Mind the (iPhone) gap: your ability to buy an iPhone and its association with where you live

First world problems? The affordability of the iPhone 6 differs significantly depending on where you live. Dan Peled/AAP

With every new product release from Apple comes all the usual media hype we have come to expect from this high-profile sector. While product launches are often discussed in terms of technological advances, competition between companies and platforms, and the apparent human endurance and logistics required to camp for days outside an Apple store to be the first in line, thought is rarely given to the iPhone’s role as an indicator of inequality.

For some time, it has been popular to take the price of a ubiquitous consumer good and use it as a measure of concepts such as purchasing power parity across countries.

The Economist’s Big Mac index and more recently Quartz’s international comparison of minimum wages and beer are interesting measures of concepts such as purchasing power parity across countries.

The iPhone Gap index was developed in a similar vein. It takes regional (intra-country) data on average after-tax wages, average weekly working hours and the price of an iPhone 6 plus with 64GB of memory, and calculates the hours or weeks an average worker in a given place has to work to buy the phone. Below is the intra-country data for Australia, the United Kingdom and the United States.

Average cost and hours of work needed to buy an iPhone 6 in Australia, United Kingdom and United States. Scott Baum

On average, Australian workers have to work longer to buy an iPhone (1.52 weeks). Workers in the UK and the US have to work fewer hours (1.17 weeks each), despite the UK’s higher iPhone cost.

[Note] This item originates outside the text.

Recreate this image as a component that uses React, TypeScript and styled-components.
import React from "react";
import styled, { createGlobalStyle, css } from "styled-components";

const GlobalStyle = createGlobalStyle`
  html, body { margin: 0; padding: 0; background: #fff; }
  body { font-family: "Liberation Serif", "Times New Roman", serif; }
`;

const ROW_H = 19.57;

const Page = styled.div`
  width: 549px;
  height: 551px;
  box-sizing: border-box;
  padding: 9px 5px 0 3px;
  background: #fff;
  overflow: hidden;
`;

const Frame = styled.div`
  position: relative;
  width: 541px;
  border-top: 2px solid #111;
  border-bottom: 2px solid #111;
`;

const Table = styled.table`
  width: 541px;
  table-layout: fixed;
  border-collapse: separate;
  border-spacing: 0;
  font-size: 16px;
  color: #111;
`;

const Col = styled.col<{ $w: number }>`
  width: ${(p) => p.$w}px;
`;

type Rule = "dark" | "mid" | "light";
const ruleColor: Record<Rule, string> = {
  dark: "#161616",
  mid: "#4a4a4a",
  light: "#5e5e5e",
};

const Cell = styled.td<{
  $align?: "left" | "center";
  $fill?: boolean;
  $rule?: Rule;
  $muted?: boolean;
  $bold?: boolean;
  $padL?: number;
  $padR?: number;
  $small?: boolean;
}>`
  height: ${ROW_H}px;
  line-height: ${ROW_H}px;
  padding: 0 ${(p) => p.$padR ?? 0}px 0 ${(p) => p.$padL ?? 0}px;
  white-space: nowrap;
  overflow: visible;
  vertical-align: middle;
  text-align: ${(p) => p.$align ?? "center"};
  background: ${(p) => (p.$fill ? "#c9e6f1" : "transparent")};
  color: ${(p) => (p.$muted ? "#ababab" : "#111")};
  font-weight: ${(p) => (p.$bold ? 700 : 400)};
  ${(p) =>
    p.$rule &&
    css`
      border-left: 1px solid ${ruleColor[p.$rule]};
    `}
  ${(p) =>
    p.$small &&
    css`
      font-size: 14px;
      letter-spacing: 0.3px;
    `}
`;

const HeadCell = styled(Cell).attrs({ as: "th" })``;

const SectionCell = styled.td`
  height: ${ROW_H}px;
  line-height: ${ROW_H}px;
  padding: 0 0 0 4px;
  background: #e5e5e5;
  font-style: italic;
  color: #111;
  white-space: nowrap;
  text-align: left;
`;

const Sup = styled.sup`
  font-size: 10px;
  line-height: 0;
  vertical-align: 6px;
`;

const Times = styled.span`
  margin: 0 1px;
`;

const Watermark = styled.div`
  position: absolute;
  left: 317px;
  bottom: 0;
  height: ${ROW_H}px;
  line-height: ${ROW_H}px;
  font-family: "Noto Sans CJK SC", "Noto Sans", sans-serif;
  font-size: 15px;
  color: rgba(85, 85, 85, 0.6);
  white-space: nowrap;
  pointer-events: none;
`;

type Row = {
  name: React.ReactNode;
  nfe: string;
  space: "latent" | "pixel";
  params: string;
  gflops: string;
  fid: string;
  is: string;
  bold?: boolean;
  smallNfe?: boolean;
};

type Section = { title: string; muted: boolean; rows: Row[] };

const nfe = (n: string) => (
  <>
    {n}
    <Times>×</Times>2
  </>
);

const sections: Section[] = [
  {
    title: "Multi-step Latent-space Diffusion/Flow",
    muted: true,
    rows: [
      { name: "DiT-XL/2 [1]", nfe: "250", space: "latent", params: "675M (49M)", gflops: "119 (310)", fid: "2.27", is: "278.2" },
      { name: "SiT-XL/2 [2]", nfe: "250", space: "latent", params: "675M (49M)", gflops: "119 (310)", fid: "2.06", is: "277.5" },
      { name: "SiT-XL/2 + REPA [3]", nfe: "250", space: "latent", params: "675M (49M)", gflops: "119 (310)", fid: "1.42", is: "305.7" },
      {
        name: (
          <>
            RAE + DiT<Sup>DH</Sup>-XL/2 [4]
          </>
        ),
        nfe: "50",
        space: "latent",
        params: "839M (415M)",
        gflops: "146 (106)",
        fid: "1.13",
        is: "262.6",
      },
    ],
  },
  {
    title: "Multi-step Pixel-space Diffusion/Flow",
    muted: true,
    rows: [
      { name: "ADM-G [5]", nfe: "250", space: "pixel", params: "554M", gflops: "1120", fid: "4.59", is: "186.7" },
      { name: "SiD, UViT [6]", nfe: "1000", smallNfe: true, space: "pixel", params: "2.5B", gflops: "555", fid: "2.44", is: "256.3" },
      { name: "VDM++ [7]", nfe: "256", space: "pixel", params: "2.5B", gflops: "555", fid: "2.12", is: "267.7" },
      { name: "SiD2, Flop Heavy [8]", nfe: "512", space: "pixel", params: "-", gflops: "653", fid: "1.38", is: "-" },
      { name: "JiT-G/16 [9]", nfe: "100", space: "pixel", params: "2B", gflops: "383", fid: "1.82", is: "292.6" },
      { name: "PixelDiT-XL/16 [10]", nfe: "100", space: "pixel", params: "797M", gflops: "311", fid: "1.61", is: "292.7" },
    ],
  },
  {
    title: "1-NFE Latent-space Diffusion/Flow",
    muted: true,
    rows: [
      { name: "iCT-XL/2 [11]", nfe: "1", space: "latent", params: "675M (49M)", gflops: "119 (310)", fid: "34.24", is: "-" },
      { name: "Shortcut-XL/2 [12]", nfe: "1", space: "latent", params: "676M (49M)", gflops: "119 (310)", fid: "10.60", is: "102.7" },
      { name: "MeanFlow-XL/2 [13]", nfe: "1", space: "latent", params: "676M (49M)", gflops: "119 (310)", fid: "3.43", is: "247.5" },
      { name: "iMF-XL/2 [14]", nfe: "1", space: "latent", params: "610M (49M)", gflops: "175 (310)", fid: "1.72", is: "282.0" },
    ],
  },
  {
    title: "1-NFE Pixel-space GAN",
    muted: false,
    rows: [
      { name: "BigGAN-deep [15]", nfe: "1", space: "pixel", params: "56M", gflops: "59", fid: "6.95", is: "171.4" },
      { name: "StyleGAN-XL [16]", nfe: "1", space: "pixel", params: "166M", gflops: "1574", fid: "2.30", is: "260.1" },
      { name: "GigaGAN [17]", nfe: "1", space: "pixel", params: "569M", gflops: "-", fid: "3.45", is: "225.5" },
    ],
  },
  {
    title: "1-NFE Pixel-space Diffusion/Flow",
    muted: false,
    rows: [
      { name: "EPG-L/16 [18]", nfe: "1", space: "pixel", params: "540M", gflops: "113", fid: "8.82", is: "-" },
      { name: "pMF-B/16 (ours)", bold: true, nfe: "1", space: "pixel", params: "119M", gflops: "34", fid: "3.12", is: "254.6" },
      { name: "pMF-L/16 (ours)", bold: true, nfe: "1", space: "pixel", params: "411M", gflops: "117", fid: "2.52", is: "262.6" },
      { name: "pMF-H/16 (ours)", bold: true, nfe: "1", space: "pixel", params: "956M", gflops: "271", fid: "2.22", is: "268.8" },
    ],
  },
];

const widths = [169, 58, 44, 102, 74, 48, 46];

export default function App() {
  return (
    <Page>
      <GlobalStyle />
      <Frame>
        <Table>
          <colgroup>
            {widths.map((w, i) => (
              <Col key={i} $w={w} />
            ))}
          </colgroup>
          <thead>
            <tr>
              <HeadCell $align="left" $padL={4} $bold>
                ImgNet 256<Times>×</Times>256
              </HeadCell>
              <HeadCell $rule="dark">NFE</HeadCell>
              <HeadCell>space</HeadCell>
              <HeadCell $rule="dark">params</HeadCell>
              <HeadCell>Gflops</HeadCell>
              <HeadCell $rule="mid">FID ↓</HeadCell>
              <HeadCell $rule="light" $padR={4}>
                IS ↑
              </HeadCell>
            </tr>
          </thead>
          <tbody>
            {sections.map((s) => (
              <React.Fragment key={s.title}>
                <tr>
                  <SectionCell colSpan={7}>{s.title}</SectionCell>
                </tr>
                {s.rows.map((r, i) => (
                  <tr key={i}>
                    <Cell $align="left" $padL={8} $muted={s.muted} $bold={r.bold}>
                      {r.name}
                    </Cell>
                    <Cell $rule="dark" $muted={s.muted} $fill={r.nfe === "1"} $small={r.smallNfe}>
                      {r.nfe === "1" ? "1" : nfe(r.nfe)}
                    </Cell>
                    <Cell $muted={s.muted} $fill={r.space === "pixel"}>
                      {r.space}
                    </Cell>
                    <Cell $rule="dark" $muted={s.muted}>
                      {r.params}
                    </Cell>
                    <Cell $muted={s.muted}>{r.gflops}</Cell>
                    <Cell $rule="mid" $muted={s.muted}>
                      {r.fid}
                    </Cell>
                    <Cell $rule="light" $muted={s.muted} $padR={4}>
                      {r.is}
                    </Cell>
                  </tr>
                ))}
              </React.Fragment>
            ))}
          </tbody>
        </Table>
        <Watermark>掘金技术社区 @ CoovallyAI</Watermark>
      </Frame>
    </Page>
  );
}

But this broad comparison is not the full story. The real meaning of the iPhone gap emerges once intra-country data is considered. The figures below show comparative intra-country regional data for the three countries.

iPhone gap, Australia. Scott Baum
iPhone gap, UK. Scott Baum
iPhone gap, US. Scott Baum

As might be expected, for all three countries there is a progression of hours or weeks from low to high. For Australia’s highest-income regions (remote windfall mining regions and established leafy Sydney north shore), the amount of work required by the average worker for a new iPhone 6 sits at just under one week.

For the UK, it is just under half a week (mainly in high-income London boroughs) and for the US it is just over half a week (mainly in well-to-do counties around Virginia).

Go to the other end of the graph to lowest-income regions and the time required blows out to over two weeks across all three countries. For Australia, low-income non-metropolitan regions top the list, while for the UK it is boroughs to the north of the country. In the US, low-income counties in the south top the list, with an average worker requiring over three weeks to buy an iPhone 6.

Why does this matter?

While this is all very interesting, it is not really about who can and can’t afford to buy an iPhone. What the iPhone gap is really about is an illustration of the inequalities that exist within society, how the effort required to afford daily necessities shows such marked differences and how the spatiality of the indicator reflects the unevenness of intra-country regional economies.

The take home message associated with the iPhone gap is that for average workers in poorer regions, a larger proportion of the working week will be taken up simply paying for basic necessities, let alone considering luxury items. While these types of inequalities are not new, they have perhaps become more important in the era of falling real wages — a characteristic of all three economies. This means that more and more of the working week’s wages are taken up simply buying the same basic basket of goods and services.

For many regions on the high side of the iPhone gap, the extra work may not translate into equality of access to services. Disadvantaged regions often have poorer access to services and less choice, an outcome that further frustrates and disadvantages individuals, families and communities.

These struggles are likely to become worse as a result of the austerity measures being undertaken in all three countries that disproportionately affect those on lower incomes. The concentration of these outcomes in particular regions and communities can and does have multiplier effects into other areas of society. The growth of particular social pathologies and anti-social activities has often been associated with areas of concentrated disadvantage.

Working out solutions for such problems has become increasingly difficult and falls fairly into the realm of “wicked problems” due to the complex and multi-causal factors involved. However, as a society, tackling inequalities such as these is a worthwhile social endeavour.

In 1890, Englishman William Booth wrote:

“It is better to keep a man out of the mire than to let him fall in first and then risk the chance of plucking him out.”

The unfortunate fact is that for many residents, communities and regions caught on the high side of the iPhone gap, being already stuck in the mire is a daily reality.